I guess I haven't written much and maybe will write more about this, if for not other reason, than to help someone else if they have it or know someone who does.  There is website about it if you would like to know more about it at http://www.psp.org/ .  Enough for now.

Saturday, February 25, 2012

Joys of Country Living

It's usually quite peaceful out here in the country until you are abruptly reminded that there are idiots in the world when you hear an automatic weapon going off very close to the house at 10:30 at night. We were all snuggled in our bed watching Robin Hood on HBO when we heard 5 shots very close together and quite close to the house. WTH? We both looked at each other and said "That was close." and got out of bed to look out the window making sure there wasn't any light behind us that they could see. We could see a pickup and a couple of people walking around on for something. We weren't sure what, but they got in their pickup and proceeded down the county road, a few more shots were fired a little further down from us. They then came back and drove in our driveway half ways up into the yard. It's like, "What the Hell do they think they are doing?" Are they drunk? I thought Jack was about to get the shotgun and go see when they backed up and went back to where they started. He said later that if they hadn't backed up, he would have. Usually, when folks stop in our driveway they only come in far enough to turn around, but these yea-hoos came half way up and that was a little too invasive for me and Jack. It was pretty crazy to have someone firing an automatic so close to one's house, let alone at night!

In the morning we went to look to see if we could figure out what the ___ they were doing last night. On the north side of our road we found a blood trail of some poor creature that got killed and they must have been looking for it when they were out of their truck. There was a pretty distinct blood trail but not much for tracks of the animal, so we were thinking it was probably a rabbit or fox that they killed. Probably a rabbit because we have had a pair of Jack Rabbits in our yard all winter that Rusty is always looking for and we only saw one this morning. The one rabbit we saw was going all over the yard following the trails that the both of them had made. I was almost wondering if it was looking for its buddy.

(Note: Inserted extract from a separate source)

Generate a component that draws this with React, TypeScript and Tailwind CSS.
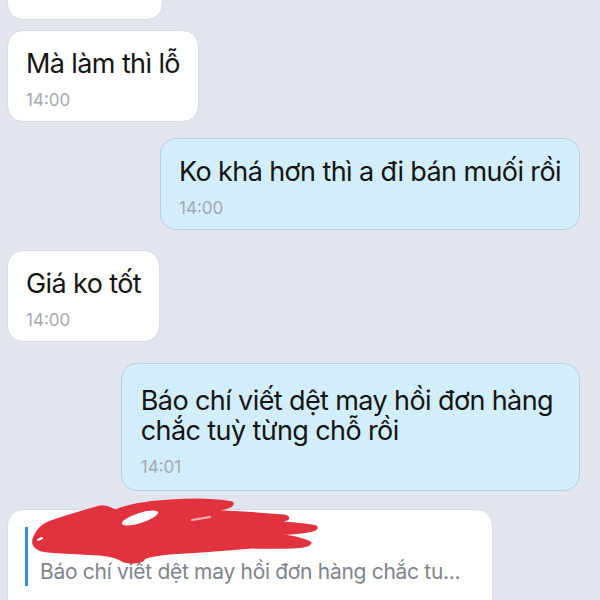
import React from 'react';

const font = { fontFamily: 'Inter, "Noto Sans", sans-serif' };

function Bubble({
  mine,
  text,
  time,
  pad = 'px-[18px] pt-[18px] pb-[12px]',
  className = '',
}: {
  mine?: boolean;
  text: React.ReactNode;
  time: string;
  pad?: string;
  className?: string;
}) {
  return (
    <div
      className={
        'rounded-[16px] border ' +
        pad +
        ' ' +
        (mine
          ? 'self-end mr-[20px] bg-[#d3eefb] border-[#b8cde0] '
          : 'self-start ml-[7px] bg-white border-[#d8dbe5] ') +
        className
      }
    >
      <div className="text-[27px] leading-[30px] text-[#141414] tracking-[-0.6px]">{text}</div>
      <div className="mt-[12px] text-[17px] leading-[18px] text-[#a4a8b1]">{time}</div>
    </div>
  );
}

// red marker scribble hiding the quoted sender's name
function Scribble() {
  return (
    <svg
      className="absolute left-[20px] top-[494px]"
      width="320"
      height="80"
      viewBox="0 0 320 80"
    >
      <path
        d="M14 45 C 18 34, 26 29, 34 27 C 48 22, 62 18, 80 13 C 88 12, 92 16, 96 17 C 104 13, 120 9, 150 7 C 175 5, 200 6, 212 9 C 214 13, 200 15, 188 17 C 205 18, 230 19, 264 22 C 272 24, 268 27, 244 28 C 262 29, 285 30, 296 33 C 298 37, 280 39, 252 40 C 265 42, 282 44, 290 49 C 288 53, 272 54, 238 53 C 215 54, 190 57, 150 59 C 138 60, 128 62, 124 64 C 122 68, 112 69, 104 67 C 98 63, 92 61, 80 60 C 62 59, 40 58, 28 57 C 18 56, 12 52, 14 45 Z"
        fill="#e1333f"
        stroke="#e1333f"
        strokeWidth="3"
        strokeLinejoin="round"
      />
      <ellipse cx="120" cy="24" rx="19" ry="5" transform="rotate(-18 120 24)" fill="#ffffff" />
      <path d="M172 26 L190 23" stroke="#f3b0b5" strokeWidth="2" strokeLinecap="round" />
      <path d="M18 46 L22 44" stroke="#ffffff" strokeWidth="2" strokeLinecap="round" />
    </svg>
  );
}

export default function App() {
  return (
    <div
      className="relative w-[600px] h-[600px] overflow-hidden bg-[#e2e5ee] flex flex-col"
      style={font}
    >
      <div className="ml-[7px] mt-[-40px] w-[156px] h-[60px] rounded-[16px] bg-white border border-[#d8dbe5] shrink-0" />

      <Bubble text="Mà làm thì lỗ" time="14:00" className="mt-[10px] shrink-0" />
      <Bubble mine text="Ko khá hơn thì a đi bán muối rồi" time="14:00" className="mt-[16px] shrink-0" />
      <Bubble text="Giá ko tốt" time="14:00" className="mt-[20px] shrink-0" />
      <Bubble
        mine
        pad="pl-[19px] pr-[26px] pt-[22px] pb-[14px]"
        text={
          <>
            Báo chí viết dệt may hồi đơn hàng
            <br />
            chắc tuỳ từng chỗ rồi
          </>
        }
        time="14:01"
        className="mt-[21px] shrink-0"
      />

      <div className="flex mt-[18px] shrink-0">
        <div className="ml-[7px] w-[486px] h-[110px] rounded-t-[16px] bg-white border border-[#d8dbe5] px-[17px] pt-[17px]">
          <div className="flex">
            <div className="w-[3px] h-[59px] bg-[#3a8fd0]" />
            <div className="flex-1 pl-[12px] pt-[33px]">
              <div className="text-[21px] leading-[24px] tracking-[-0.3px] text-[#7f838b] whitespace-nowrap">
                Báo chí viết dệt may hồi đơn hàng chắc tu...
              </div>
            </div>
          </div>
        </div>
      </div>

      <Scribble />
    </div>
  );
}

I did find a brass casing which Jack said was from an automatic rifle. A .223 to be exact. Could have a 30 round clip but don't know for sure. How sporting is that? You couldn't miss anything with that. I was wondering why the shots were so close together. It also looked like they had reloaded the brass casing. The tracks were of someone wearing those goofy athletic shoes that have the springs in the heel. It left a pretty weird track. And, someone else with just plain boots or shoes.